Archive for michael gondry

Eternal Sunshine of the Spotless Mind

Posted in Uncategorized with tags , , , , on December 28, 2010 by alnamiasIV

Directed by Michel Gondry

Written by Charlie Kaufman

Released March 2004

Viewed December 26, 2010

Joel (Jim Carrey) meets Clementine (Kate Winslet). They fall in love. Then it goes sour. Kate goes to a joint that erases specific parts of people’s memories and has Joel erased from hers. Hurt by this, Joel goes to have the same thing done to him. However, as his memory is being erased, he realizes how valuable his memories and relationship with Clementine were, and he tries to fight back against the procedure.

We watched this because we have been developing a substantial appreciation for Charlie Kaufman. We had previously avoided watching it due to Jim Carrey playing the starring role. It’s hard to say what is bothersome about Jim Carrey. It has nothing to do with his acting. Rather, it has to do with him as a celebrity. He is loud and annoying and makes strange faces that somehow are supposed to mean something to an audience. Moreover, it didn’t seem possible for him to go an entire movie without making any stupid faces. However, he did, and all things considered, he did an admirable job in Eternal Sunshine.

Nevertheless, this movie wasn’t as good as I’d hoped. The premise for the movie was inspired, as was the way the story was laid out. It just didn’t follow through particularly well, or at least as well as it might have. This was very much a character-based movie. In order to get into the movie, one had to be into the characters. From the beginning, Joel was presented as tight, closed off and shy. Meanwhile, Clementine was impulsive, loose, and open. This was a  one-dimensional picture, which, at the beginning, was acceptable. The problem was these characterizations were never developed. The story kept hammering home—in a ham-handed and obvious way—that Joel was closed off and Clementine was impulsive. There was never anything more than that to either of the protagonists. It was almost TV-ish in its one-dimensional portrayal. The romance aspect of it was nice, but a romance of two cardboard characters can only take one so far.

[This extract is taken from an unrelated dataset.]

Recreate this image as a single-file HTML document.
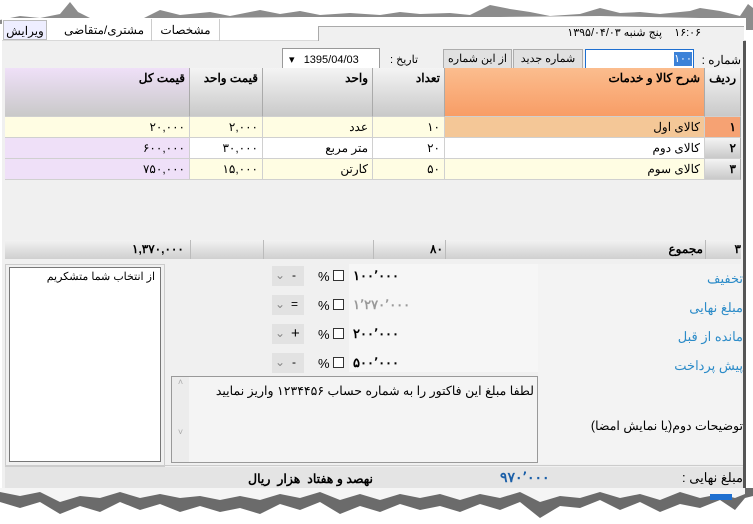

Complicating that was a general dislike of all the peripheral characters. Charlie Kaufman tends to have characters of whom he makes sure to put a spotlight on their negative characteristics yet normally, those characters still don’t come off as completely unsympathetic. In this case, the minor characters of Mary (Kirsten Dunst), and Patrick (Elijah Wood)—who were employees at the memory erasure joint—were only annoying and simplistic. Along those same lines, it seemed their only purpose in the story was to—again hamhandedly—push along the central story of Joel and Clementine.

More than anything else, the director wasn’t up to the project, as Kaufman scripts tend to be a bit complex. I have seen another movie directed by Michael Gondry—Be Kind Rewind. Like Eternal Sunshine, that movie had a spark of brilliance, but it was shrouded in a cloak of mediocrity. I know nothing of Gondry, other than that he is French, but perhaps he is a Blockbuster director who tries to go beyond his inherent limitations. Is that a good thing or a bad thing?

It also brings into question who would want entire parts of their memory erased? While this didn’t color the quality of the movie any which way, it seems silly to regret things you do or relationships you’ve had. The experience and knowledge one gains from those things makes one who he is. Unless one would rather have never lived in the first place, there is no reason for it.

In conclusion, I didn’t dislike Eternal Sunshine. My problem was that A) it could have been better than it was, B) some of the characters were mildly (and unintentionally) annoying and C) A lot of people thought it was heavy stuff; what I call depth for the shallow, which I ascribe to Tim Burton movies. Not bad, but hardly mind-blowers.